Speaking of Nixon, there are some rather unusual displays at his museum in Whittier, CA. A glass case devoted to Nixon’s war record includes a pair of deuces said to be the hand Tricky Dick deployed to bluff a colonel out of $1,500 while he spent WWII playing poker on a supply-chain outpost in the Pacific. There’s also a picture of the future president in uniform manning a grill at ”Nick’s Hamburger Stand.”

Because Nixon resigned after the Watergate scandal consumed his presidency, his was the first library built entirely with private funding. Nixon’s devotees came up with a novel solution to deal with the scandal: visitors walk through an empty room with mirrored walls fronted by what appear to be knee-high benches. It is only by leaning over the benches and looking at the mirrors that one sees the Watergate timeline, which is reflected from the back of the benches.

You can almost hear the 37th president telling the designers: ”We could do that — but that would be wrong!”

In recent years, architecture has become almost as important as substance in our presidential libraries.

This trend was established by I.M. Pei’s spectacular homage to John F. Kennedy’s love of the sea. The Kennedy library, which sits on a small peninsula jutting out into the middle of Boston Harbor, is shaped like a huge white sail. Every accoutrement in the building has an ocean-going theme, right down to the door knobs.

Which brings us back to George W. Don’t tell anybody, but a guy who runs a liquor store in Crawford, TX sent us a detailed plan for the George W. Bush Presidential Library. W. apparently left it on his counter when he stopped in recently to purchase a bottle of Jim Beam.

We don’t want to spill all the beans, but we can tell you that the governing principle of the library’s design will be ”Fun and Games.” The place is going to be set up like an amusement park, with several nods to the 43rd president’s quirky sense of humor and his penchant for going on vacation, which is where he spent at least a third of his presidency.

According to the plan, architect Frank Gehry is the leading candidate to design the building, if he can figure out how to make a 1-million-square-foot structure shaped like a 10-gallon hat.

Visitors will enter through the brim of the hat, where they immediately will be confronted with the quandary of whether to step on a mosaic, imbedded in the floor, that bears the likeness of W.’s father, George H.W. Bush, the 41st president.

This was W.’s idea. He had the mosaic removed from the entrance to Baghdad’s biggest hotel (where it had been installed by Saddam Hussein after the first Gulf War).
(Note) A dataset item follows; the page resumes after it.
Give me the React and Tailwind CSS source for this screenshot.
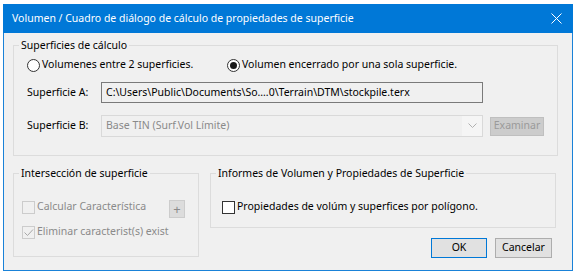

W. can’t wait to see the look on Poppy’s face when Bush 41 enters the new museum after the ribbon-cutting.

Once inside, visitors will board a roller-coaster tram about the size of the Space Mountain ride in Disneyland but shaped like an old-fashioned Western stagecoach.

We don’t want to spoil all the surprises, but here are some coming attractions:

The roller coaster starts slowly, moving past a marble gateway with the giant words HALL OF GREAT ACCOMPLISHMENTS chiseled on its front. It enters a huge empty space with some fuzzy photos of W. greeting various luminaries hanging on the walls. As visitors try to focus on the pictures, huge jets of steam start spraying from nozzles in the ceiling, the lights dim, and everyone is showered with a substance that feels and smells like baby powder. A neon sign flashes: WEAPONS OF MASS DISTRACTION!

The coaster does several spins upside down in a series of tunnels labeled STRATEGERY ALLEY. In the last tunnel, the walls change colors as a sign flashes THREAT-LEVEL HIGH! All of the visitors’ cell phones suddenly start ringing at the same time. Then the coaster climbs a steep hill labeled BUILDUP TO WAR.

Once the tram reaches the top, it plunges into a deep abyss at bloodcurdling speed. At the bottom, what looks like a huge data punch-card swings down and threatens to decapitate the visitors. The bottom half of the card breaks off harmlessly at the last second. ”Hanging chad,” says the tour guide.

The coaster hits another incline labeled THE SURGE and then enters a hall of funhouse mirrors where the visitors see grotesquely distorted images of themselves under the label COUNCIL OF ECONOMIC ADVISORS.

Near the top of the second incline, a Dick Cheney robot dressed as Darth Vader douses everybody with a bucket of water. They are dried off by hot air shooting out of nozzles embedded in the mouth of a bust of Karl Rove.

When the coaster hits the peak, a group of beauty queens in swimsuits with sashes labeled WALL STREET will appear offering the visitors flutes of Cristal champagne. But before anyone can grab a free drink, the lights suddenly go out and the coaster drops off the edge of a 90-degree, 10-story embankment and takes a plunge that will, according to the plan, ”create G-forces equivalent to those that induce blackouts on jet fighter pilots.”

At the end of the ride, dizzy visitors will stagger across the faux deck of an aircraft carrier, where they can have their photos taken next to a cardboard cutout of W. in his flight suit under a MISSION ACCOMPLISHED banner.

Then it’s on to the doghouse-shaped snack bar, called Barney’s Cafe, for some dog dishes filled with pretzels. Visitors will be handed thick menus by waitresses wearing Barbara Bush masks.

Opening the menu, they will be startled by an incredibly realistic hologram of George H. W. Bush throwing up on the Japanese prime minister. A cardboard cutout next to the lunch counter of W. with a bullhorn will play a recorded message from the 43rd president:

”HEH…HEH…HEH — HOPE Y’ALL ENJOY THE FOOD!”

The George W. Bush Presidential Library will be rated PG-13, meaning the average 13-year-old will really like the place.